The Religious Studies Department has historically been strong in Christian, Judaic and Islamic studies, but its offerings in Buddhism and Hinduism have been slim in recent years, Martin said.
“At a time when most universities are instituting hiring freezes or in some cases even cutting their faculty, it says a lot that Yale is willing to invest more money in the study of Asian religions,” Martin said. “In the past, we have had someone teaching Hinduism, but we have not been able to have that in the last few years.”
Martin said once the new senior professor is selected, he or she will be responsible for hiring two junior professors, both of whom will also focus on Asian religions. The candidates for the senior professorship are currently teaching and researching around the world — one is from New Zealand, one is from Canada and one is from Taiwan — and will give public lectures when they interview on campus this November and December.
After teaching Buddhism at Yale for 35 years, professor Stanley Weinstein retired three years ago, Martin said. Since then, Buddhism professors have come and gone– no one has stayed for more than a year. Martin said he hopes the search will bring a permanent replacement to foster growth in the subject.
Jason Protass ’04, a religious studies major, said the lack of a returning Buddhism professor has made studying the religion difficult.
“[Weinstein] was a really, really intelligent man and he held the keys to Yale’s focus on Buddhism,” Protass said. “When he left he didn’t name an heir right away, so the department’s been kind of weak the last few years.”
Protass, who is writing his senior thesis on Chinese and Japanese Buddhism, said he thinks there is enough student interest in the religion to warrant the new professorships.
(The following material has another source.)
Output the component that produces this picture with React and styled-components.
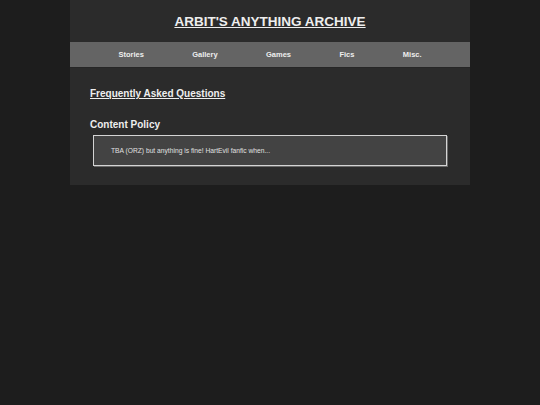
import React from "react";
import styled, { createGlobalStyle } from "styled-components";

const links = ["Stories", "Gallery", "Games", "Fics", "Misc."];

export default function App() {
	return (
		<>
			<GlobalStyle />
			<Page>
				<Header>
					<Title href="#">ARBIT'S ANYTHING ARCHIVE</Title>
				</Header>
				<Nav>
					{links.map((l) => (
						<NavLink key={l} href="#">
							{l}
						</NavLink>
					))}
				</Nav>
				<Main>
					<SectionLink href="#">Frequently Asked Questions</SectionLink>
					<SectionTitle>Content Policy</SectionTitle>
					<PolicyBox>TBA (ORZ) but anything is fine! HartEvil fanfic when...</PolicyBox>
				</Main>
			</Page>
		</>
	);
}

const GlobalStyle = createGlobalStyle`
	html, body {
		margin: 0;
		padding: 0;
		background-color: #1d1d1d;
		font-family: "Liberation Sans", Arial, sans-serif;
		color: #eeeeee;
	}
`;

const Page = styled.div`
	width: 400px;
	margin: 0 auto;
	background-color: #2b2b2b;
	display: flex;
	flex-direction: column;
`;

const Header = styled.header`
	height: 41px;
	padding-top: 1px;
	display: flex;
	align-items: center;
	justify-content: center;
`;

const Title = styled.a`
	font-size: 13.5px;
	font-weight: bold;
	color: #eeeeee;
	text-decoration: underline;
	line-height: 1.15;
`;

const Nav = styled.nav`
	height: 25px;
	background-color: #646464;
	border-bottom: 1px solid #262626;
	display: flex;
	align-items: center;
	justify-content: space-evenly;
`;

const NavLink = styled.a`
	font-size: 7.5px;
	font-weight: bold;
	color: #eeeeee;
	text-decoration: none;
`;

const Main = styled.main`
	padding: 20px 20px 19px;
	display: flex;
	flex-direction: column;
	align-items: flex-start;
`;

const SectionLink = styled.a`
	font-size: 10px;
	font-weight: bold;
	line-height: 1.15;
	color: #eeeeee;
	text-decoration: underline;
`;

const SectionTitle = styled.h3`
	margin: 19.5px 0 4.5px;
	font-size: 10px;
	font-weight: bold;
	line-height: 1.15;
	color: #eeeeee;
`;

const PolicyBox = styled.div`
	align-self: stretch;
	margin: 0 3px;
	box-sizing: border-box;
	height: 31px;
	padding: 0 17px;
	display: flex;
	align-items: center;
	background-color: #434343;
	border: 1px solid #d4d4d4;
	box-shadow: 1px 1px 0 #6a6a6a;
	font-size: 6.7px;
	color: #e0e0e0;
`;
“It’s a significant turning point because they had a good department a few years ago because they had one of the kingpins on Buddhism,” Protass said. “[But] it’s an interest that hasn’t been addressed before. Everyone’s interested in orientalism. People want to know.”
Religious Studies Director of Undergraduate Studies Ludger Viefhues said he and his fellow professors are eager for the new professors to begin teaching at Yale.
“I am totally excited that we are hiring people in the Asian religions,” Viefhues said. “[They] can eventually [speak] to the growing interest in Buddhist studies that I see.”
The department was founded in 1963 with a focus on Christianity and other Western religions, but has made strides in recent years to expand its focus to include more Eastern religions.
Last year, in an effort to revamp the department’s curriculum, the undergraduate major was divided into four groups: comparative, thematic surveys; broad introductions to particular religious traditions; introductory and intermediate specialized religious studies courses; and advanced specialized topics.